Copy each line that contains the string "index".
· · · · ·
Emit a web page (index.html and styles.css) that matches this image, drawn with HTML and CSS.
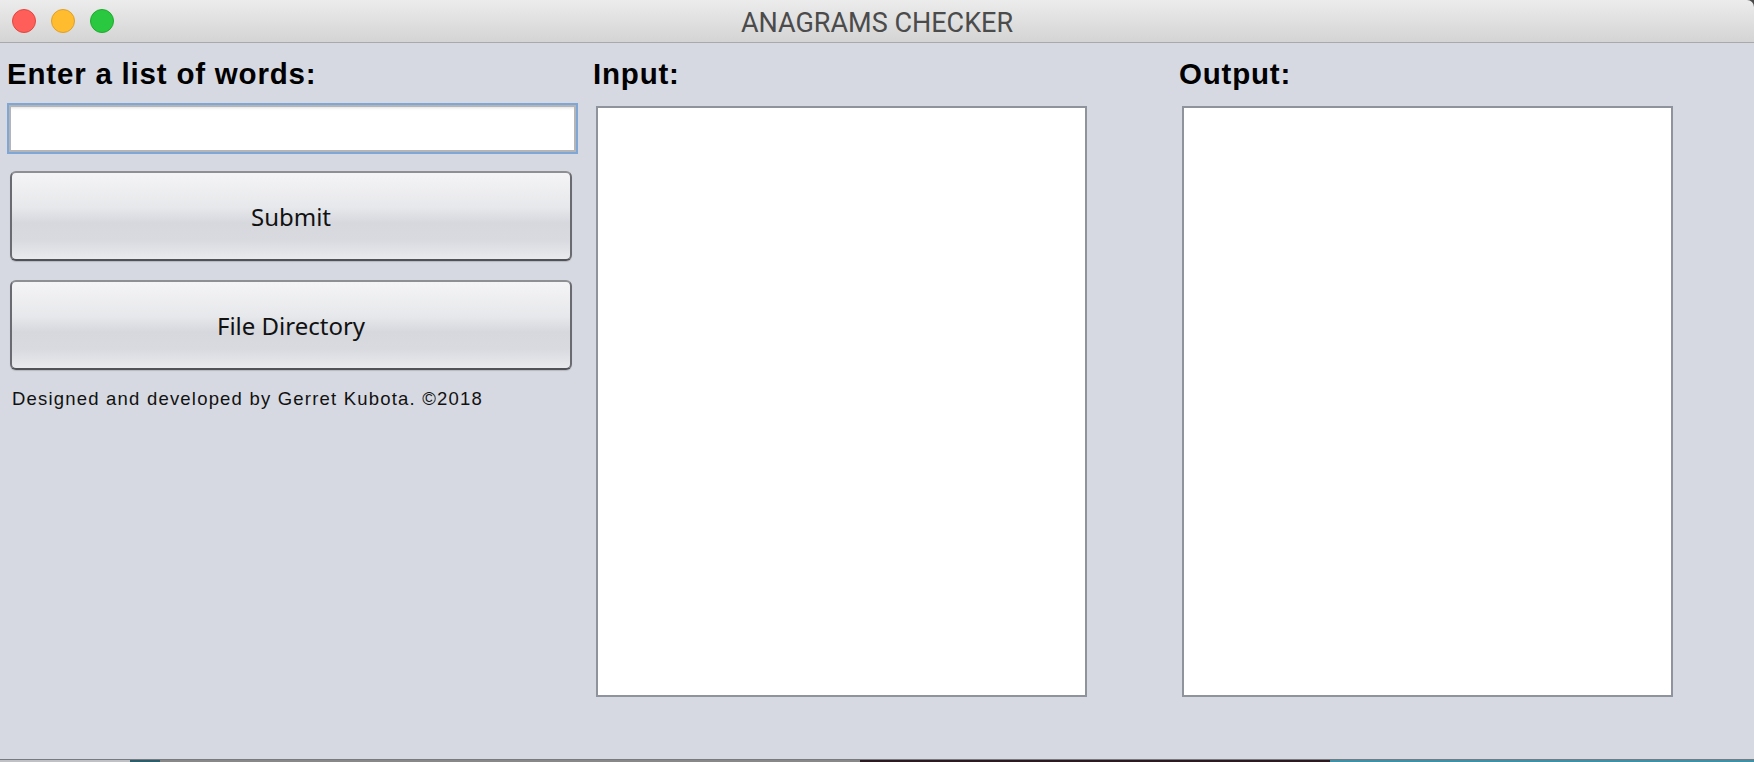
FILE: index.html
```html
<!DOCTYPE html>
<html lang="en">
<head>
<meta charset="utf-8">
<title>ANAGRAMS CHECKER</title>
<link rel="stylesheet" href="styles.css">
</head>
<body>
<div class="window">
  <header class="titlebar">
    <div class="lights">
      <span class="light red"></span>
      <span class="light yellow"></span>
      <span class="light green"></span>
    </div>
    <div class="title">ANAGRAMS CHECKER</div>
    <div class="spacer"></div>
  </header>
  <main class="content">
    <section class="col col-left">
      <h2 class="label">Enter a list of words:</h2>
      <div class="field"></div>
      <div class="btn btn-first">Submit</div>
      <div class="btn btn-second">File Directory</div>
      <p class="credits">Designed and developed by Gerret Kubota. ©2018</p>
    </section>
    <section class="col col-mid">
      <h2 class="label">Input:</h2>
      <div class="area"></div>
    </section>
    <section class="col col-right">
      <h2 class="label">Output:</h2>
      <div class="area"></div>
    </section>
  </main>
  <div class="desk"></div>
</div>
</body>
</html>
```

FILE: styles.css
```css
html, body {
  margin: 0;
  padding: 0;
  background: #4a4a4a;
}
.window {
  width: 1754px;
  height: 762px;
  overflow: hidden;
  display: flex;
  flex-direction: column;
  border-top-right-radius: 7px;
}
.titlebar {
  height: 40px;
  padding-top: 2px;
  border-bottom: 1px solid #a9a9a9;
  background: linear-gradient(#ececec, #d4d4d4);
  display: grid;
  grid-template-columns: 1fr auto 1fr;
  align-items: start;
  flex: none;
}
.lights {
  display: flex;
  gap: 15px;
  padding-left: 12px;
  padding-top: 7px;
}
.light {
  width: 22px;
  height: 22px;
  border-radius: 50%;
  display: block;
}
.red { background: #ff5f58; border: 1px solid #e2463f; }
.yellow { background: #ffbc2f; border: 1px solid #dfa026; }
.green { background: #29c840; border: 1px solid #1dac2c; }
.title {
  font-family: Roboto, "Liberation Sans", sans-serif;
  font-size: 27px;
  line-height: 40px;
  color: #4b4b4b;
  padding-top: 1px;
}
.content {
  flex: none;
  height: 716px;
  background: #d6d9e1;
  border-bottom: 1px solid #777a80;
  display: flex;
  align-items: flex-start;
}
.desk {
  flex: none;
  height: 2px;
  background: linear-gradient(90deg, #bfc1c5 0 130px, #2e5d6a 130px 160px, #888 160px 860px, #2b1b20 860px 1330px, #3f8fa5 1330px);
}
.col {
  display: flex;
  flex-direction: column;
}
.col-left {
  margin-left: 7px;
  width: 571px;
}
.col-mid {
  margin-left: 15px;
  width: 494px;
}
.col-right {
  margin-left: 92px;
  width: 494px;
}
.label {
  margin: 14px 0 0 0;
  font-family: "Liberation Sans", Arial, sans-serif;
  font-weight: bold;
  font-size: 29.5px;
  letter-spacing: 0.8px;
  line-height: 34px;
  color: #000;
}
.field {
  margin-top: 12px;
  width: 571px;
  height: 51px;
  box-sizing: border-box;
  background: #fff;
  border: 2px solid #7ea7d5;
  box-shadow: inset 0 0 0 2px #b5b5b7, inset 0 5px 3px -2px rgba(0,0,0,0.12);
}
.btn {
  margin-left: 3px;
  width: 562px;
  height: 90px;
  box-sizing: border-box;
  border: 2px solid #6a6b70;
  border-top-color: #8e8f93;
  border-bottom-color: #515257;
  border-radius: 6px;
  background: linear-gradient(#f4f4f6 0%, #e7e8eb 40%, #d6d8de 58%, #d8dae0 78%, #e9eaed 100%);
  box-shadow: 0 1px 1px rgba(0,0,0,0.15);
  display: flex;
  align-items: center;
  justify-content: center;
  font-family: "Noto Sans", "DejaVu Sans", sans-serif;
  font-size: 24px;
  color: #111;
}
.btn-first { margin-top: 17px; }
.btn-second { margin-top: 19px; }
.credits {
  margin: 18px 0 0 5px;
  font-family: "Liberation Sans", Arial, sans-serif;
  font-size: 18.5px;
  letter-spacing: 1.2px;
  line-height: 22px;
  color: #111;
}
.area {
  margin-top: 15px;
  margin-left: 3px;
  width: 491px;
  height: 591px;
  box-sizing: border-box;
  background: #fff;
  border: 2px solid #8f939c;
}
```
· · · · ·
Result for this exercise
Emit a web page (index.html and styles.css) that matches this image, drawn with HTML and CSS.
FILE: index.html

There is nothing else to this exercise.